STATED PROBLEM: Pull out each line of the records holding the string "this".

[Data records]
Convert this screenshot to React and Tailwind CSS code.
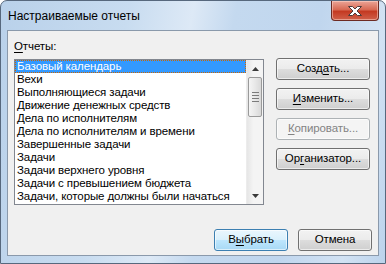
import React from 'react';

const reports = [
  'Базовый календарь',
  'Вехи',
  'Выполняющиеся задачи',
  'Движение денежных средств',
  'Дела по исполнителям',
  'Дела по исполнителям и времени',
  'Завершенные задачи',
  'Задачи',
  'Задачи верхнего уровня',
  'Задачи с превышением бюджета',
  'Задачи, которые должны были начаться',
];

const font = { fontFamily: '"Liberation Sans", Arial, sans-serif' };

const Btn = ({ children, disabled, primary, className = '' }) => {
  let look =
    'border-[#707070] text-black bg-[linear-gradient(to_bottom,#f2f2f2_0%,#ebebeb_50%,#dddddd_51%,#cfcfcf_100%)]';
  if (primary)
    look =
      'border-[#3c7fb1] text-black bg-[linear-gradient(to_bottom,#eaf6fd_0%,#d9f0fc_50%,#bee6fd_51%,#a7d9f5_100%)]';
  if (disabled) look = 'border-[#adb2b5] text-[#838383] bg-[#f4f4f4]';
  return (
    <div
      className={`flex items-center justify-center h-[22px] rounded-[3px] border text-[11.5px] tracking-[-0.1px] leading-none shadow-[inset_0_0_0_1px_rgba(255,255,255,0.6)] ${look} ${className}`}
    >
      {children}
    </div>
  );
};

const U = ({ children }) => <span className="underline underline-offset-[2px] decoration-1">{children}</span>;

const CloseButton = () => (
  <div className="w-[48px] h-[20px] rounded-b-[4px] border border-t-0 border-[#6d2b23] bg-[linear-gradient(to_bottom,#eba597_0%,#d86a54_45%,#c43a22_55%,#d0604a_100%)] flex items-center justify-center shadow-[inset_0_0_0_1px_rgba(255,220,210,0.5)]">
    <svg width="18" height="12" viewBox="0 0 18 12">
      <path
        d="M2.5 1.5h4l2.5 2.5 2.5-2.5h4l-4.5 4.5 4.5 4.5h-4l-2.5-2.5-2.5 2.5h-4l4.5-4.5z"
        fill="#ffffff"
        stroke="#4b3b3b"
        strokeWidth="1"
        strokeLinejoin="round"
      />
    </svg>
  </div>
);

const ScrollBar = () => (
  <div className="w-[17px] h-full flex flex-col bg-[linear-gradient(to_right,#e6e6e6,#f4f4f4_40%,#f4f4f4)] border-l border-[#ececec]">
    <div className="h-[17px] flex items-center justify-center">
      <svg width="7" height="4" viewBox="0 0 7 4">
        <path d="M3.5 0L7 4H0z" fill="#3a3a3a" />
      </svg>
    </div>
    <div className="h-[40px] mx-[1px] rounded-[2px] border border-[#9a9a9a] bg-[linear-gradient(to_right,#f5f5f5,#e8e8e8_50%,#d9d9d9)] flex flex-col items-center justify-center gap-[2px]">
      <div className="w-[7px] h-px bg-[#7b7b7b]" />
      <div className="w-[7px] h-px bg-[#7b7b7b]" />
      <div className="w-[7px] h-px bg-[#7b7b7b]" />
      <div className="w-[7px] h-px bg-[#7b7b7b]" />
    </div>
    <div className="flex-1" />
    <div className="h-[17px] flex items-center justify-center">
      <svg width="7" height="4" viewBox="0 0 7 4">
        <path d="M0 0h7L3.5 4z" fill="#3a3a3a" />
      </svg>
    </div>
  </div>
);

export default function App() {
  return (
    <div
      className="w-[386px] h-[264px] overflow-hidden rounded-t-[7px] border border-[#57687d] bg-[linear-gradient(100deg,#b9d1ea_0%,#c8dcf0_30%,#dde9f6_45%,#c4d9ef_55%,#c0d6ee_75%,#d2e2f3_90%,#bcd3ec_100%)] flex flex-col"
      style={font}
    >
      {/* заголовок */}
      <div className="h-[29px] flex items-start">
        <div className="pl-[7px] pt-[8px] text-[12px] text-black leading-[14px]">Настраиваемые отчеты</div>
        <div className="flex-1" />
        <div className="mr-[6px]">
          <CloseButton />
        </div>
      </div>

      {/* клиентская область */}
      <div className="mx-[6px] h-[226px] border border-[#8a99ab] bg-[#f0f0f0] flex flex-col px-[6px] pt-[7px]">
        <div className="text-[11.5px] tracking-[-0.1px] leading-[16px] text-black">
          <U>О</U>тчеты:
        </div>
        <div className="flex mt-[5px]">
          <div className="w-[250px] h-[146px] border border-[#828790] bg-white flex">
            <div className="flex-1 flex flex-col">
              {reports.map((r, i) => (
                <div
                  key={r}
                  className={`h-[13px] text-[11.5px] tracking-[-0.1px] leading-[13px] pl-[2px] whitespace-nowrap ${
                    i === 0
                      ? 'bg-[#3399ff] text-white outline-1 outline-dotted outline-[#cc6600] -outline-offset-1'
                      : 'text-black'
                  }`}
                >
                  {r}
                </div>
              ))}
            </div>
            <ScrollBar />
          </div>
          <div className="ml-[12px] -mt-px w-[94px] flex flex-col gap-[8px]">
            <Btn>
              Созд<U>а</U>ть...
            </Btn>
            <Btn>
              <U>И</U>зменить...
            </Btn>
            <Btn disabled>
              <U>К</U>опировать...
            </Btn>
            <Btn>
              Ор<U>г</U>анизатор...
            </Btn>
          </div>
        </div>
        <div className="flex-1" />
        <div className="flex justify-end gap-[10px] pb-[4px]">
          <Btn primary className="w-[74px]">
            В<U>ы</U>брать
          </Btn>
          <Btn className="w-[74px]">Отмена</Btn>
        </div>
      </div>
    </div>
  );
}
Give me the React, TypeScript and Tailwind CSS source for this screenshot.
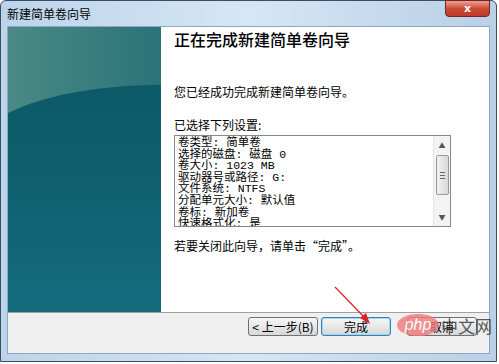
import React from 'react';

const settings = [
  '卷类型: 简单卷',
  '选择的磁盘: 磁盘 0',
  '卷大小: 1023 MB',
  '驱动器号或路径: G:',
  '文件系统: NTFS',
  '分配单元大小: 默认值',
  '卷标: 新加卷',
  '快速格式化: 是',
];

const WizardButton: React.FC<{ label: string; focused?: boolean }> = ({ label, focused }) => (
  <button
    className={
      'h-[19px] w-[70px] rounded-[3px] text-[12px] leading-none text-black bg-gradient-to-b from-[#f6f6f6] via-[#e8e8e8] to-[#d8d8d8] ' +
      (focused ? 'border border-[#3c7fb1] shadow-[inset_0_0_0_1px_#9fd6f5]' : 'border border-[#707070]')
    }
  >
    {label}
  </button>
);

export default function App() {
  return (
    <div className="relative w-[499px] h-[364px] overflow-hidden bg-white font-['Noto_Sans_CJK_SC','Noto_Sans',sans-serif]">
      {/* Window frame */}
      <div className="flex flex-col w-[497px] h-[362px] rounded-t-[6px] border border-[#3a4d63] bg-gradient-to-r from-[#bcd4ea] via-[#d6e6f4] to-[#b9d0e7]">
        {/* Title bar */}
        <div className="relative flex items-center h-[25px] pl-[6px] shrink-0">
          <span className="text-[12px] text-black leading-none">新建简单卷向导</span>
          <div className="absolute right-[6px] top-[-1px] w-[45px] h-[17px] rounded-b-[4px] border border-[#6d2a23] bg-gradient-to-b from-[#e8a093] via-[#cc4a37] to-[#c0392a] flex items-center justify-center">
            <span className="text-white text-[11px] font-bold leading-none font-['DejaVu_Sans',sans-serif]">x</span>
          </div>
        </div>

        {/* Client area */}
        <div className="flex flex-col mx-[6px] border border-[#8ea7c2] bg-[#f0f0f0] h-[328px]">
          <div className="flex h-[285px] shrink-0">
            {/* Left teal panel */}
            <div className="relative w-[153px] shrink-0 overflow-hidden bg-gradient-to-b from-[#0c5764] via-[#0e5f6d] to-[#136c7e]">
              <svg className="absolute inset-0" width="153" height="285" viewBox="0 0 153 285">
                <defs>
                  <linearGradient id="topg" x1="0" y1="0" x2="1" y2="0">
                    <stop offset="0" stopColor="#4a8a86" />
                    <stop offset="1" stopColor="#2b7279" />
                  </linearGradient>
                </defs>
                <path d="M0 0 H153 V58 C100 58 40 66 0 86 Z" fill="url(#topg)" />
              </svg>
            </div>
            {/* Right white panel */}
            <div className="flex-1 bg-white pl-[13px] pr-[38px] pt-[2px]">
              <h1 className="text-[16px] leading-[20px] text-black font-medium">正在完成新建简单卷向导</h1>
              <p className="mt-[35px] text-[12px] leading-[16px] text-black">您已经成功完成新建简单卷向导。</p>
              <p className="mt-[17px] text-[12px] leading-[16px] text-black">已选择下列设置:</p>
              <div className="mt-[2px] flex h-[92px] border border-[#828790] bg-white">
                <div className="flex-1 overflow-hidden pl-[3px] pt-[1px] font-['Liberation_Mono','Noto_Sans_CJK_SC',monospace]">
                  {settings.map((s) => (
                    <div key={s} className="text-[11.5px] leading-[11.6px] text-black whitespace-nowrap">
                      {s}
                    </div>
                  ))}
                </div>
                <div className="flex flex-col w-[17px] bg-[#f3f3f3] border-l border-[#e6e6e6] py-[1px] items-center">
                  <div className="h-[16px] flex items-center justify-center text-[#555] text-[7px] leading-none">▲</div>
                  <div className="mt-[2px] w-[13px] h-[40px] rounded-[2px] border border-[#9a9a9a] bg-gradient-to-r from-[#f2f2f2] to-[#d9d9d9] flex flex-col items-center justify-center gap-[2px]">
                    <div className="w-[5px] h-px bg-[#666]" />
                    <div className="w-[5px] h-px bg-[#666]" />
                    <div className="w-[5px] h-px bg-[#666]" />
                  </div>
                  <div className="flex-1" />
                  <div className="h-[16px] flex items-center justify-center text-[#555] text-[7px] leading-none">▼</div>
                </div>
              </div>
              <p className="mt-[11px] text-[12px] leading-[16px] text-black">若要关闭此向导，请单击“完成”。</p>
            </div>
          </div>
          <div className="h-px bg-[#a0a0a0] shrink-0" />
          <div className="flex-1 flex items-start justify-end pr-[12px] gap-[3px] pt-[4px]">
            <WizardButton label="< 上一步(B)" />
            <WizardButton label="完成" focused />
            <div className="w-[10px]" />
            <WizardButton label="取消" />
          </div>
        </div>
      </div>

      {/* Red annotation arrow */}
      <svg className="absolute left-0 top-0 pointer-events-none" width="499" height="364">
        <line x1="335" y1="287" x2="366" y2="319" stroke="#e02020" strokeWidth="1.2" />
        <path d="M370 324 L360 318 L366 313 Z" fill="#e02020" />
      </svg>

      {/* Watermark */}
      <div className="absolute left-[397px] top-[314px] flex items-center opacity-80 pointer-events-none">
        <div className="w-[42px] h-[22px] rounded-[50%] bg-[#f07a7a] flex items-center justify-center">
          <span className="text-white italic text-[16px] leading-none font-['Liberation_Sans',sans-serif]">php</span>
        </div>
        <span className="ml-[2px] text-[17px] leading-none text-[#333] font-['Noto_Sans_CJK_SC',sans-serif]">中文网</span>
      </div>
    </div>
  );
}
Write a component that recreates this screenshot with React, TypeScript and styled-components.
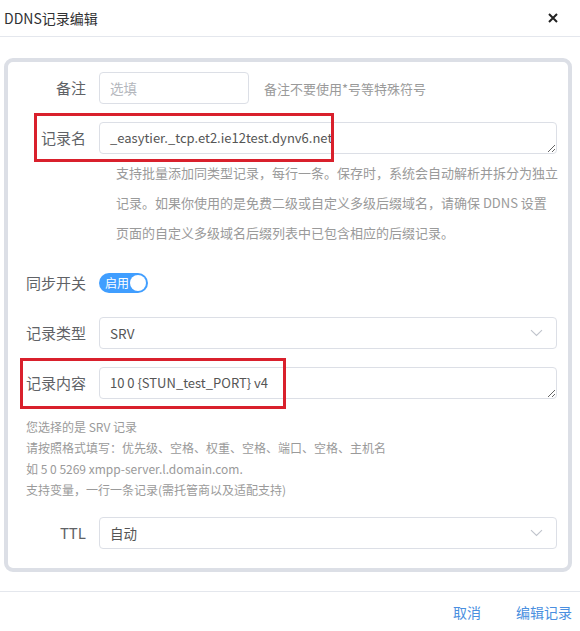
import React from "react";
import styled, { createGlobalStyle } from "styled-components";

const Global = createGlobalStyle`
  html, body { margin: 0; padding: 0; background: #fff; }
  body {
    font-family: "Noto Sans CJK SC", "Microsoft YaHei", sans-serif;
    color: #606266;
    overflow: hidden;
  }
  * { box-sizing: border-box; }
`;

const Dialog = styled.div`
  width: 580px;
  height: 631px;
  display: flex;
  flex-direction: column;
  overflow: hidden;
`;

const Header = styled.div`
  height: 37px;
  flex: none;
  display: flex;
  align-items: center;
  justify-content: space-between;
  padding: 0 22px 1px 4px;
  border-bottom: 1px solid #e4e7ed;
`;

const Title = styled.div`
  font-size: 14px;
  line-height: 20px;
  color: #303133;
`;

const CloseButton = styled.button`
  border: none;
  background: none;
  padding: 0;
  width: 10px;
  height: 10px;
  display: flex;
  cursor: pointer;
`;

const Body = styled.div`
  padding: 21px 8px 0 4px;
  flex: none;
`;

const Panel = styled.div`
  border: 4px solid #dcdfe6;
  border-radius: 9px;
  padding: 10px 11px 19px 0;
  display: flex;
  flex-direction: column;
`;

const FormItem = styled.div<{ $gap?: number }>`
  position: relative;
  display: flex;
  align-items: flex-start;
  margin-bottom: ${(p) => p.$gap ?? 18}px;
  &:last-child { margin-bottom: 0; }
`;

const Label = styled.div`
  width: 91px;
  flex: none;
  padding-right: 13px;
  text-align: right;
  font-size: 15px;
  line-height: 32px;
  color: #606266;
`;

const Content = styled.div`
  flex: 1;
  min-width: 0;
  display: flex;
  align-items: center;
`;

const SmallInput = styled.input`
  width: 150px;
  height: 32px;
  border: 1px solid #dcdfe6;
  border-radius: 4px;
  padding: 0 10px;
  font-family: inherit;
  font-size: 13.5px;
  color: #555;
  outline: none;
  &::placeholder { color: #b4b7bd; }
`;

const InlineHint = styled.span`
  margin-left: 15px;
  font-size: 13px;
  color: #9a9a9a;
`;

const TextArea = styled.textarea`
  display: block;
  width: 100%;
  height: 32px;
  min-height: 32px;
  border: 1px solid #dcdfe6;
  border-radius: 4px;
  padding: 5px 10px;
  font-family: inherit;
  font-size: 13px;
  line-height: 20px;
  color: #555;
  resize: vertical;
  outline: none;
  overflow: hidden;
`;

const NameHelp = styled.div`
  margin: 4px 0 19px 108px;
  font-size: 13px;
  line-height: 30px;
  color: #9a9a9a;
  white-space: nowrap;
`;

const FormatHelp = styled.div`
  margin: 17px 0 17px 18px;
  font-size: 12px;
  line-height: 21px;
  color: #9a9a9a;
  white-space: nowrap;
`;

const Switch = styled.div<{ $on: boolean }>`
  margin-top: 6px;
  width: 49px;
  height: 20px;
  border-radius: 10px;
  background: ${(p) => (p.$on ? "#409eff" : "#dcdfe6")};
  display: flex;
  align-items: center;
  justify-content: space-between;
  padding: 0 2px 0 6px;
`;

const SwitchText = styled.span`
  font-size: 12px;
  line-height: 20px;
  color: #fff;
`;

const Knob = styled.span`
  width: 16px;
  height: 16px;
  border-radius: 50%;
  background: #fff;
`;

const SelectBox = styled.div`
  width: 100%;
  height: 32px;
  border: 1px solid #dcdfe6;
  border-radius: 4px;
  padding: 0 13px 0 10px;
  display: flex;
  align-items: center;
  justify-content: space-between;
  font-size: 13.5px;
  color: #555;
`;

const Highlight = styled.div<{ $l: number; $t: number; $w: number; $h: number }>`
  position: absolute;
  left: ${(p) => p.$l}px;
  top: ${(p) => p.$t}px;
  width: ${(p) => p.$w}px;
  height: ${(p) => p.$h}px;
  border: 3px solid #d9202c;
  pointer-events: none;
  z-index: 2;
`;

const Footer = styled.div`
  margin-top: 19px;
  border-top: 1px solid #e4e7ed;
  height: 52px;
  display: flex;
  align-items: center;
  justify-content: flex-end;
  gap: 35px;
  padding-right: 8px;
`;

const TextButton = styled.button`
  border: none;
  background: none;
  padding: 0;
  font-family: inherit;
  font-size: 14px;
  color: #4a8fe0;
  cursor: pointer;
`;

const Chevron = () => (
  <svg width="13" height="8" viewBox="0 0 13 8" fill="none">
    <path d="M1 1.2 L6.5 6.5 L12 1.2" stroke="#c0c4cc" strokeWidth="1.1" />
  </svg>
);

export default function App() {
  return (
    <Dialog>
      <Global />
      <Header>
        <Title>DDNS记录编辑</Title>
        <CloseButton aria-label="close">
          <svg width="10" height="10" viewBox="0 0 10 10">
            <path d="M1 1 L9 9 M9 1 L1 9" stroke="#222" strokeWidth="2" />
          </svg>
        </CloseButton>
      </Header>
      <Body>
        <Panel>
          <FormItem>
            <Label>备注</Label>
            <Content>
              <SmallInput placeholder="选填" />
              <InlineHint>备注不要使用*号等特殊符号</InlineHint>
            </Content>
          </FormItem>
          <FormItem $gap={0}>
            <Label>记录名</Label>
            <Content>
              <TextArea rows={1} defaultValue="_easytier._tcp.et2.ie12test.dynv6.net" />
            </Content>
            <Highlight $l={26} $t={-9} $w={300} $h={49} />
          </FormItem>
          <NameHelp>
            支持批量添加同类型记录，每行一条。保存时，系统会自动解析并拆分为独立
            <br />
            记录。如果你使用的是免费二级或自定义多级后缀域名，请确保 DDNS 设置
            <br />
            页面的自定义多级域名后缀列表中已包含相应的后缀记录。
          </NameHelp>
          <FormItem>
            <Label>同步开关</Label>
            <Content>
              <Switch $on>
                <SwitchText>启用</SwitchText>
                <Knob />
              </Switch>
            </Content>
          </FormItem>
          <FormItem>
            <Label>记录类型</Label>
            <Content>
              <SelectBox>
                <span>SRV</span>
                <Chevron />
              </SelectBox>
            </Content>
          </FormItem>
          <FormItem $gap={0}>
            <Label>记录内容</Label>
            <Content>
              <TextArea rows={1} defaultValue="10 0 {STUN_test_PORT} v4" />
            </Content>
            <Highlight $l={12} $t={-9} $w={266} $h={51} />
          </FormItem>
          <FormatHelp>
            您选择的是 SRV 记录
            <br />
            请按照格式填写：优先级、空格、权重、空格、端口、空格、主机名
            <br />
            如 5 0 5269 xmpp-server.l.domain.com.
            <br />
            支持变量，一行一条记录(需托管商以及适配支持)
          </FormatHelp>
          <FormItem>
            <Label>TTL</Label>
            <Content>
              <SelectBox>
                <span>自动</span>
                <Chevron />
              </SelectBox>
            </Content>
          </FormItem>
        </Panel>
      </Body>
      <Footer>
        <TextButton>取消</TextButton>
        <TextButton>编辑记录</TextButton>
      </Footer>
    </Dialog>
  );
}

THE COMPLETED TASK:
Convert this screenshot to React and Tailwind CSS code.
Give me the React, TypeScript and Tailwind CSS source for this screenshot.
Write a component that recreates this screenshot with React, TypeScript and styled-components.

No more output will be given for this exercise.